Remembering the Kanji volume 2 Anki deck – progress notes

I’ve been skipping out on a lot of things I’d like to do lately, such as readthekanji.com, memrise, and so on, and it’s all because of this RTK2 project. I’m convinced it’ll be worth it though, not only for myself but for everyone else who has ever looked at Heisig’s second volume and said something like “well that’s nice but what does one DO with this?” Honestly this project would be a great deal quicker if I actually enjoyed making the deck, but if anyone cares to explain how to enjoy copying a book into flashcards I’d be much obliged.

Here’s a sample of the cards:

RTK2 card

So as you can see, the target kanji is highlighted in red. For sets of cards with more than one reading (the “semi-pure” and “mixed” groups), the highlighting is green for secondary readings, and occasionally purple for tertiary readings. Then below that, there is the word again with the non-target characters replaced by their hiragana readings. Remember, only one piece of information per card! Below that, there is the signal primitive, for cards that use them. The answer has just the reading, word again, and a brief English definition. At first I was using Japanese definitions, but looking them up was adding a tremendous amount of time to an already slow process, and wasn’t likely to be terribly helpful anyway.

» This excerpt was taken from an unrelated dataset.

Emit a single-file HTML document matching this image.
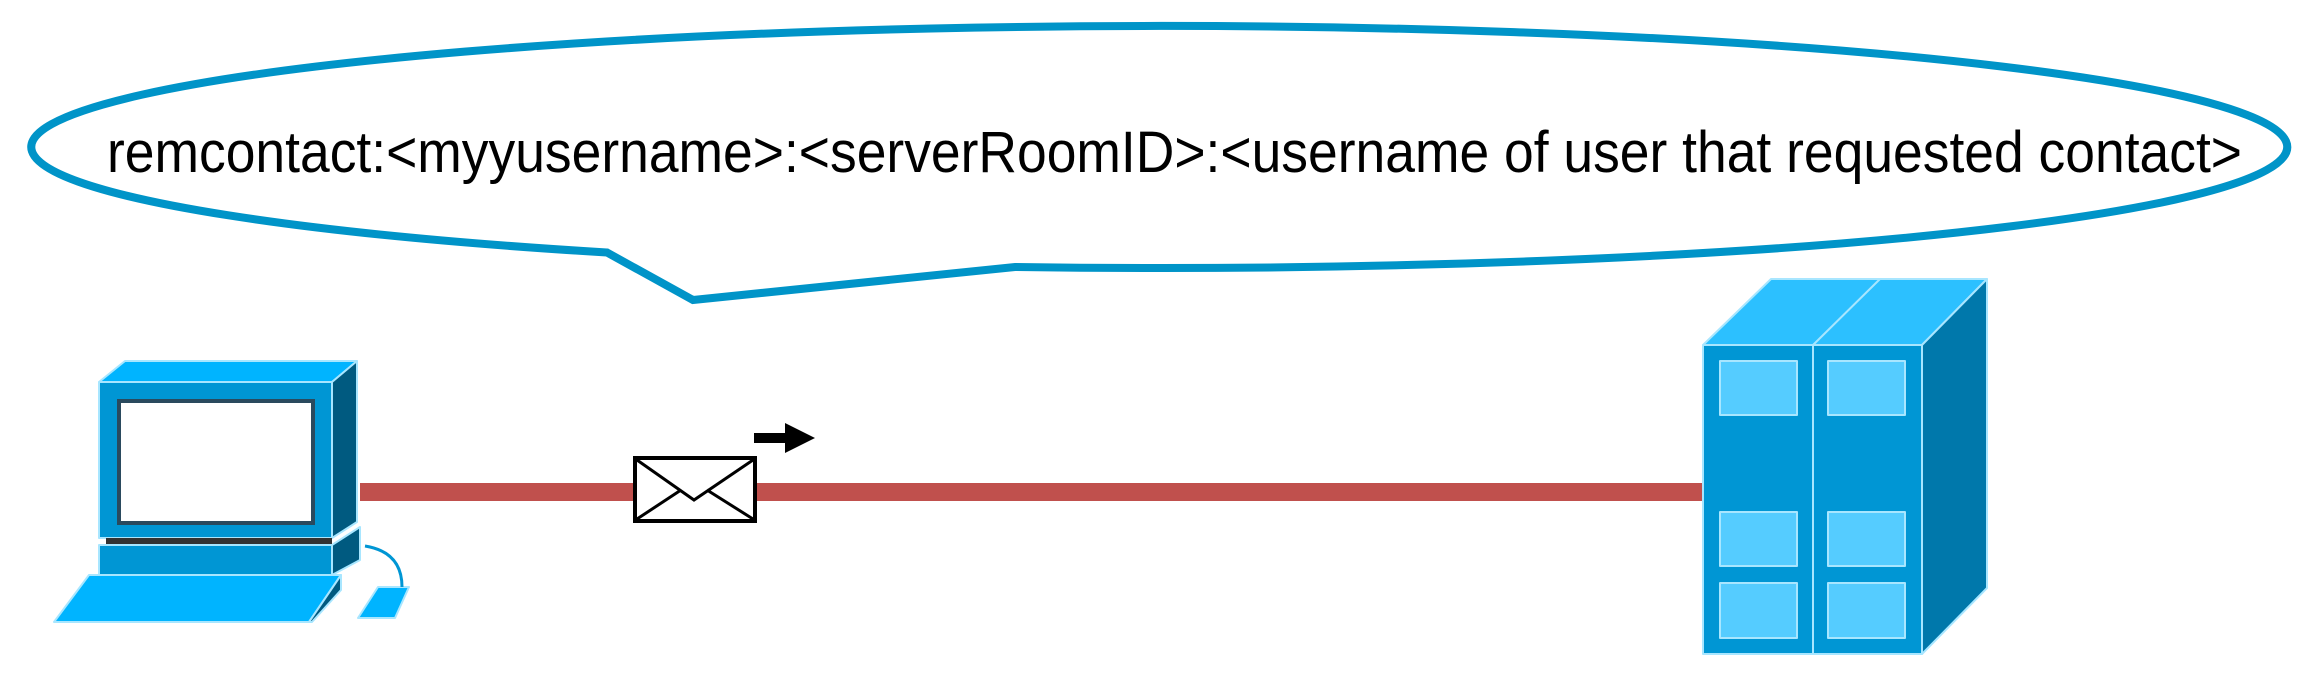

There is a another field as well, called “ReadingOnly”, which is used to match to what you are to type in to answer the card.

Right now I have 1182 cards made, which is a little less than halfway it looks like. I’m at the beginning of the “mixed” groups and that will be slow(er) going because a lot of frames have more than one word, requiring two cards per frame. Also, finding signal primitives can occasionally be time-consuming, though I don’t waste a great deal of time on that anymore. Often a signal primitive will be a Japanese character on its own, though sometimes a very rare one. Sometimes it will not be a Japanese character, but will be a Chinese one. If those two options fail I just indicate it as “right side of such a character” or something like that.

I don’t think I’m alone in considering learning the writing and meaning of the characters the easy part. The readings each have such a long and convoluted history that they seem random at first glance, and impossibly confusing. This should help. Onwards then we plod.

2 responses to “Remembering the Kanji volume 2 Anki deck – progress notes

    • There is one, but it has no indication of which kanji the card is for, and doesn’t have the signal primitives at all. So it isn’t really very useful.